Après lui c’est au tour de G. Prampart de prendre la parole. Lui je le connais mieux pour l’avoir déjà entendu auparavant. J’apprécie ce militant CGT très convainquant et déjà ancien aux chantiers .René pronostique pour ce « camarade »du parti communiste une belle carrière syndicale.
Tous, nous avons bien compris, après quelques meetings plutôt bruyants, que ce regroupement envisagé avec nos voisins des chantiers de Bretagne, n’augurait rien de bon pour les emplois. Nous, les jeunes embauchés n’avons pas de cadeaux à attendre et mieux vaut prendre les devant en cherchant ailleurs.
La région nantaise est encore bien pourvue en industries diverses : Brissonneau et Lotz autre grande entreprise locale recrute des dessinateurs pour son usine de Nantes Doulon. Je suis très intéressé et pose ma candidature rapidement retenue.

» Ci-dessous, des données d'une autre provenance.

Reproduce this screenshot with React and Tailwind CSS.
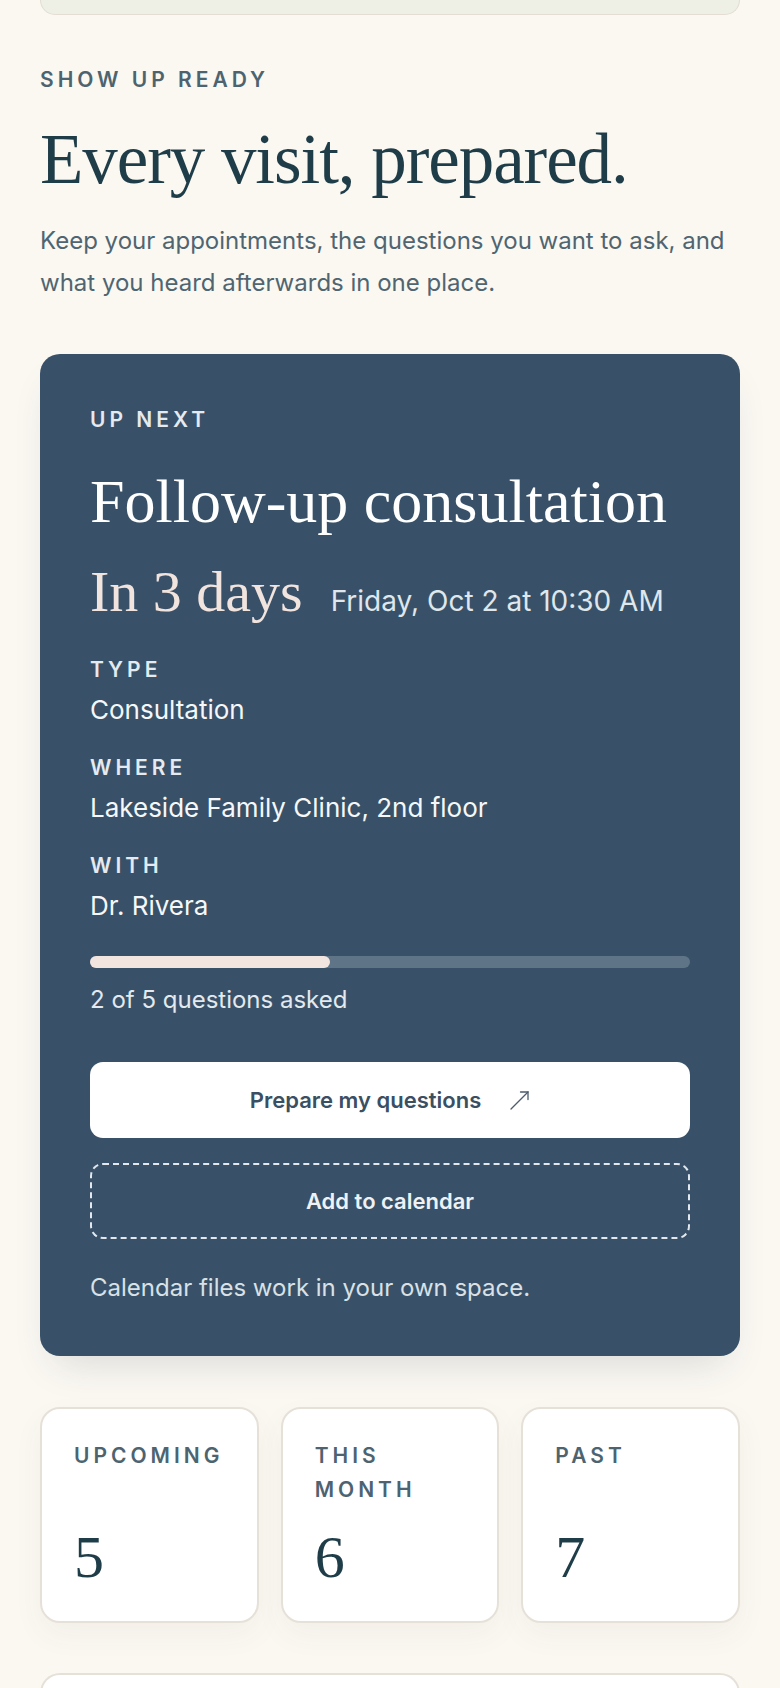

L’année 59 se termine c’est la fin de mes « sentiers navals » aux bords du fleuve..Quelques années encore et ce sera la fin de la navale à Nantes , la fermeture des chantiers et la fin d’une époque ou il était encore possible de trouver (relativement) du travail sur place.
La lutte ouvrière sera impuissante à stopper les processus de regroupements, de restructurations et la fermeture des chantiers nantais qui sera effective début juillet 1987
Quelques repères pour la compréhension de la fin de la « NAVALE » à NANTES.
1961 : fusion des deux chantiers nantais « BRETAGNE » et « LOIRE »
deviennent « ATELIERS ET CHANTIERS DE NANTES ».
1963 : regroupement avec Anciens Chantiers Dubigeon
pour devenir « DUBIGEON NORMANDIE »
1983 : « DUBIGEON NORMANDIE » est repris par « ALSTHOM ».
1986 : Disparition du chantier « DUBIGEON NORMANDIE »,
absorbé par « ALSTHOM »
.
1er juillet 1987 : fermeture effective des chantiers nantais.